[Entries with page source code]
/---

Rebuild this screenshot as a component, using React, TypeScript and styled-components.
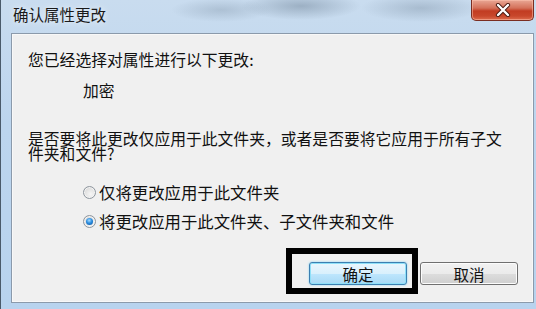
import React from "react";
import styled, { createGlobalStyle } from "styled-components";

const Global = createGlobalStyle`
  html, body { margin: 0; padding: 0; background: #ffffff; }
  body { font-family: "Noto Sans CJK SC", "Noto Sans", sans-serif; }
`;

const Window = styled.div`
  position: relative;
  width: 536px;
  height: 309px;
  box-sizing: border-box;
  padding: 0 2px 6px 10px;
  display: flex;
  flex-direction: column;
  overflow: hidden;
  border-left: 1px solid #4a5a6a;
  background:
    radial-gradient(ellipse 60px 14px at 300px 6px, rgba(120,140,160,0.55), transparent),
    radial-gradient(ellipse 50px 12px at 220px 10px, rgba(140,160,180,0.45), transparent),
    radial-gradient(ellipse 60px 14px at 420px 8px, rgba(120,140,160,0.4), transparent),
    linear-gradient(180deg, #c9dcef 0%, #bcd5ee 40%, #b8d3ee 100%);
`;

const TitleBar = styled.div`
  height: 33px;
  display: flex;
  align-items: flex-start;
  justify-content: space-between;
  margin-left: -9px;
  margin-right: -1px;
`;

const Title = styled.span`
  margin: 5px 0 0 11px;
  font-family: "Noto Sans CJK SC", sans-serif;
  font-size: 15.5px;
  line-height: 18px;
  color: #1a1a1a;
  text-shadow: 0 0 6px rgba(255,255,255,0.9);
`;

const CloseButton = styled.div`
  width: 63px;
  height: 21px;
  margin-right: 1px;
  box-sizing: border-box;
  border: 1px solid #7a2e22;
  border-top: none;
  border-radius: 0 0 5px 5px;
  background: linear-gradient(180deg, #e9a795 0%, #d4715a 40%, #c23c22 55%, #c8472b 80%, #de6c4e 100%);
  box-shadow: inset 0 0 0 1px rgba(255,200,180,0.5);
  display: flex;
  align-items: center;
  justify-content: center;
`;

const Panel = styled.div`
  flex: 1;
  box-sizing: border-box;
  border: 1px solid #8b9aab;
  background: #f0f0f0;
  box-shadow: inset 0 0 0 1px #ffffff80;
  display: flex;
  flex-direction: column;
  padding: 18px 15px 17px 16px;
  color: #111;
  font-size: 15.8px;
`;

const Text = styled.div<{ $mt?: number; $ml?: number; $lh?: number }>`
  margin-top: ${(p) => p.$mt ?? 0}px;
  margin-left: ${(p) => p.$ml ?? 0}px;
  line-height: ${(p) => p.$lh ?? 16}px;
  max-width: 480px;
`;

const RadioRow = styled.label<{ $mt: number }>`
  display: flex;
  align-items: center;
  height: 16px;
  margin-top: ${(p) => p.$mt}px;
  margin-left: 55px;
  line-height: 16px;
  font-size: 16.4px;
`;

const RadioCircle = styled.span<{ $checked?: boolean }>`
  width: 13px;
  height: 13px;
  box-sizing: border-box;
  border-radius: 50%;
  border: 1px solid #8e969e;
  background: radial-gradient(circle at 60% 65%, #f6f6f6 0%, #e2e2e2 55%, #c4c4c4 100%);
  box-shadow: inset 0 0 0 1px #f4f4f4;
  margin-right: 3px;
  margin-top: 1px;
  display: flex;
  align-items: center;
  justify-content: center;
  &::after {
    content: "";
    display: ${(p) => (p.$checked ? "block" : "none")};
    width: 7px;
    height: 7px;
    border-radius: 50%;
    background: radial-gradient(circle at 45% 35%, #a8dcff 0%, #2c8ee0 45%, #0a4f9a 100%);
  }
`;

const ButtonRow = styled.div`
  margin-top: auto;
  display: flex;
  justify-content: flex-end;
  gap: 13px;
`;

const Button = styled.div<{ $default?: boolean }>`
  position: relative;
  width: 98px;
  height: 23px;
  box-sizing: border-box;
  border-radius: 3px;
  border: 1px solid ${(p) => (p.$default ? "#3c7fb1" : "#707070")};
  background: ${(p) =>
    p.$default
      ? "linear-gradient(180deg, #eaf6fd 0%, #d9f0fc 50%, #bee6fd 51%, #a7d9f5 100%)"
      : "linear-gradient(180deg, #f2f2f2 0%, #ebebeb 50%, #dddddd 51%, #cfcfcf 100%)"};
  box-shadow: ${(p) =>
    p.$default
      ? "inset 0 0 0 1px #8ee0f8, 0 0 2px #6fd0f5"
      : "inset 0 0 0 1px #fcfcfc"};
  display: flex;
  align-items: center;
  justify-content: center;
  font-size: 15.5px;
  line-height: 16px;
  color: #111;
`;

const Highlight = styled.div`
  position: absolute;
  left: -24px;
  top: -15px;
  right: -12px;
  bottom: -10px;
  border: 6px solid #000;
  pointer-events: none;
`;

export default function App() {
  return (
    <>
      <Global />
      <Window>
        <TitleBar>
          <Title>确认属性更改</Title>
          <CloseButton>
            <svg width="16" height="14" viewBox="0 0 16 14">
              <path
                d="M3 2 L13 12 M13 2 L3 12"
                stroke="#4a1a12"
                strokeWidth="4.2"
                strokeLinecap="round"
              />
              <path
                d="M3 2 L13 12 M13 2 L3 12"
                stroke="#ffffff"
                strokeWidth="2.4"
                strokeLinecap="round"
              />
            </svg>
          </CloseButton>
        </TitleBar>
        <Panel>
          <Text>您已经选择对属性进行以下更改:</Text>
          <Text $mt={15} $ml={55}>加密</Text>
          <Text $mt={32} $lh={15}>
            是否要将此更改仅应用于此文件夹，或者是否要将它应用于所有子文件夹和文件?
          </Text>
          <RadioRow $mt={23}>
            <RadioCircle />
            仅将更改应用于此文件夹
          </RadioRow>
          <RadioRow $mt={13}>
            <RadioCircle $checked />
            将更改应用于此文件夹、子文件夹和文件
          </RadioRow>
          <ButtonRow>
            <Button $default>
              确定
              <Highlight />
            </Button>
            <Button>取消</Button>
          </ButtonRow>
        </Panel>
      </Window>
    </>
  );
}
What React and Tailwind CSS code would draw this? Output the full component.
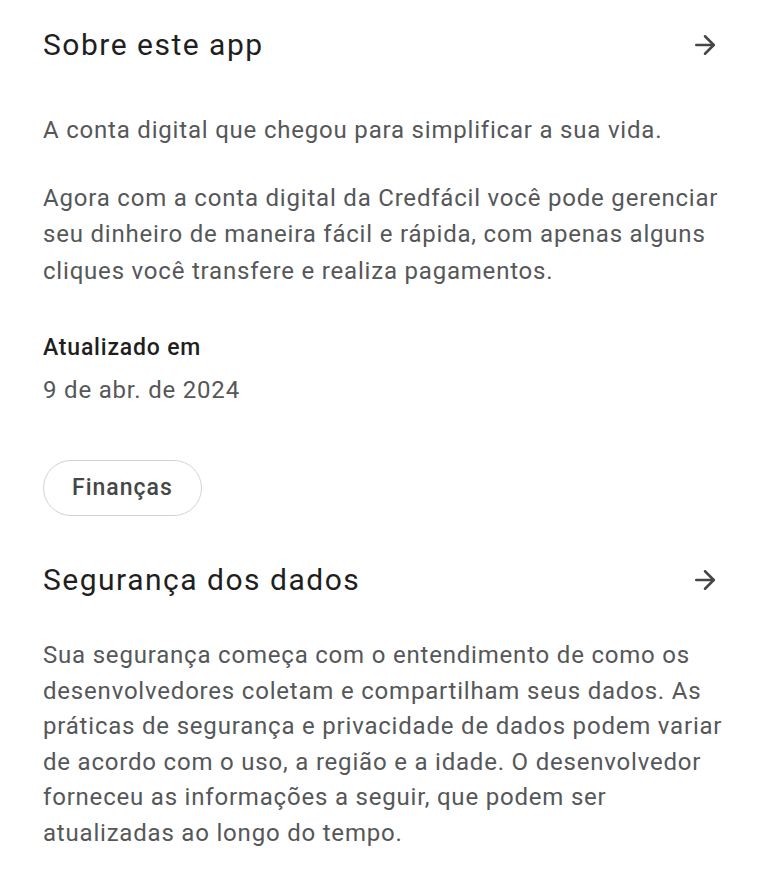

\---

WORK TO COMPLETE :: Extract the full listing exactly, with the pictures left out.

RIGHT ANSWER ::
Rebuild this screenshot as a component, using React, TypeScript and styled-components.
import React from "react";
import styled, { createGlobalStyle } from "styled-components";

const Global = createGlobalStyle`
  html, body { margin: 0; padding: 0; background: #ffffff; }
  body { font-family: "Noto Sans CJK SC", "Noto Sans", sans-serif; }
`;

const Window = styled.div`
  position: relative;
  width: 536px;
  height: 309px;
  box-sizing: border-box;
  padding: 0 2px 6px 10px;
  display: flex;
  flex-direction: column;
  overflow: hidden;
  border-left: 1px solid #4a5a6a;
  background:
    radial-gradient(ellipse 60px 14px at 300px 6px, rgba(120,140,160,0.55), transparent),
    radial-gradient(ellipse 50px 12px at 220px 10px, rgba(140,160,180,0.45), transparent),
    radial-gradient(ellipse 60px 14px at 420px 8px, rgba(120,140,160,0.4), transparent),
    linear-gradient(180deg, #c9dcef 0%, #bcd5ee 40%, #b8d3ee 100%);
`;

const TitleBar = styled.div`
  height: 33px;
  display: flex;
  align-items: flex-start;
  justify-content: space-between;
  margin-left: -9px;
  margin-right: -1px;
`;

const Title = styled.span`
  margin: 5px 0 0 11px;
  font-family: "Noto Sans CJK SC", sans-serif;
  font-size: 15.5px;
  line-height: 18px;
  color: #1a1a1a;
  text-shadow: 0 0 6px rgba(255,255,255,0.9);
`;

const CloseButton = styled.div`
  width: 63px;
  height: 21px;
  margin-right: 1px;
  box-sizing: border-box;
  border: 1px solid #7a2e22;
  border-top: none;
  border-radius: 0 0 5px 5px;
  background: linear-gradient(180deg, #e9a795 0%, #d4715a 40%, #c23c22 55%, #c8472b 80%, #de6c4e 100%);
  box-shadow: inset 0 0 0 1px rgba(255,200,180,0.5);
  display: flex;
  align-items: center;
  justify-content: center;
`;

const Panel = styled.div`
  flex: 1;
  box-sizing: border-box;
  border: 1px solid #8b9aab;
  background: #f0f0f0;
  box-shadow: inset 0 0 0 1px #ffffff80;
  display: flex;
  flex-direction: column;
  padding: 18px 15px 17px 16px;
  color: #111;
  font-size: 15.8px;
`;

const Text = styled.div<{ $mt?: number; $ml?: number; $lh?: number }>`
  margin-top: ${(p) => p.$mt ?? 0}px;
  margin-left: ${(p) => p.$ml ?? 0}px;
  line-height: ${(p) => p.$lh ?? 16}px;
  max-width: 480px;
`;

const RadioRow = styled.label<{ $mt: number }>`
  display: flex;
  align-items: center;
  height: 16px;
  margin-top: ${(p) => p.$mt}px;
  margin-left: 55px;
  line-height: 16px;
  font-size: 16.4px;
`;

const RadioCircle = styled.span<{ $checked?: boolean }>`
  width: 13px;
  height: 13px;
  box-sizing: border-box;
  border-radius: 50%;
  border: 1px solid #8e969e;
  background: radial-gradient(circle at 60% 65%, #f6f6f6 0%, #e2e2e2 55%, #c4c4c4 100%);
  box-shadow: inset 0 0 0 1px #f4f4f4;
  margin-right: 3px;
  margin-top: 1px;
  display: flex;
  align-items: center;
  justify-content: center;
  &::after {
    content: "";
    display: ${(p) => (p.$checked ? "block" : "none")};
    width: 7px;
    height: 7px;
    border-radius: 50%;
    background: radial-gradient(circle at 45% 35%, #a8dcff 0%, #2c8ee0 45%, #0a4f9a 100%);
  }
`;

const ButtonRow = styled.div`
  margin-top: auto;
  display: flex;
  justify-content: flex-end;
  gap: 13px;
`;

const Button = styled.div<{ $default?: boolean }>`
  position: relative;
  width: 98px;
  height: 23px;
  box-sizing: border-box;
  border-radius: 3px;
  border: 1px solid ${(p) => (p.$default ? "#3c7fb1" : "#707070")};
  background: ${(p) =>
    p.$default
      ? "linear-gradient(180deg, #eaf6fd 0%, #d9f0fc 50%, #bee6fd 51%, #a7d9f5 100%)"
      : "linear-gradient(180deg, #f2f2f2 0%, #ebebeb 50%, #dddddd 51%, #cfcfcf 100%)"};
  box-shadow: ${(p) =>
    p.$default
      ? "inset 0 0 0 1px #8ee0f8, 0 0 2px #6fd0f5"
      : "inset 0 0 0 1px #fcfcfc"};
  display: flex;
  align-items: center;
  justify-content: center;
  font-size: 15.5px;
  line-height: 16px;
  color: #111;
`;

const Highlight = styled.div`
  position: absolute;
  left: -24px;
  top: -15px;
  right: -12px;
  bottom: -10px;
  border: 6px solid #000;
  pointer-events: none;
`;

export default function App() {
  return (
    <>
      <Global />
      <Window>
        <TitleBar>
          <Title>确认属性更改</Title>
          <CloseButton>
            <svg width="16" height="14" viewBox="0 0 16 14">
              <path
                d="M3 2 L13 12 M13 2 L3 12"
                stroke="#4a1a12"
                strokeWidth="4.2"
                strokeLinecap="round"
              />
              <path
                d="M3 2 L13 12 M13 2 L3 12"
                stroke="#ffffff"
                strokeWidth="2.4"
                strokeLinecap="round"
              />
            </svg>
          </CloseButton>
        </TitleBar>
        <Panel>
          <Text>您已经选择对属性进行以下更改:</Text>
          <Text $mt={15} $ml={55}>加密</Text>
          <Text $mt={32} $lh={15}>
            是否要将此更改仅应用于此文件夹，或者是否要将它应用于所有子文件夹和文件?
          </Text>
          <RadioRow $mt={23}>
            <RadioCircle />
            仅将更改应用于此文件夹
          </RadioRow>
          <RadioRow $mt={13}>
            <RadioCircle $checked />
            将更改应用于此文件夹、子文件夹和文件
          </RadioRow>
          <ButtonRow>
            <Button $default>
              确定
              <Highlight />
            </Button>
            <Button>取消</Button>
          </ButtonRow>
        </Panel>
      </Window>
    </>
  );
}
What React and Tailwind CSS code would draw this? Output the full component.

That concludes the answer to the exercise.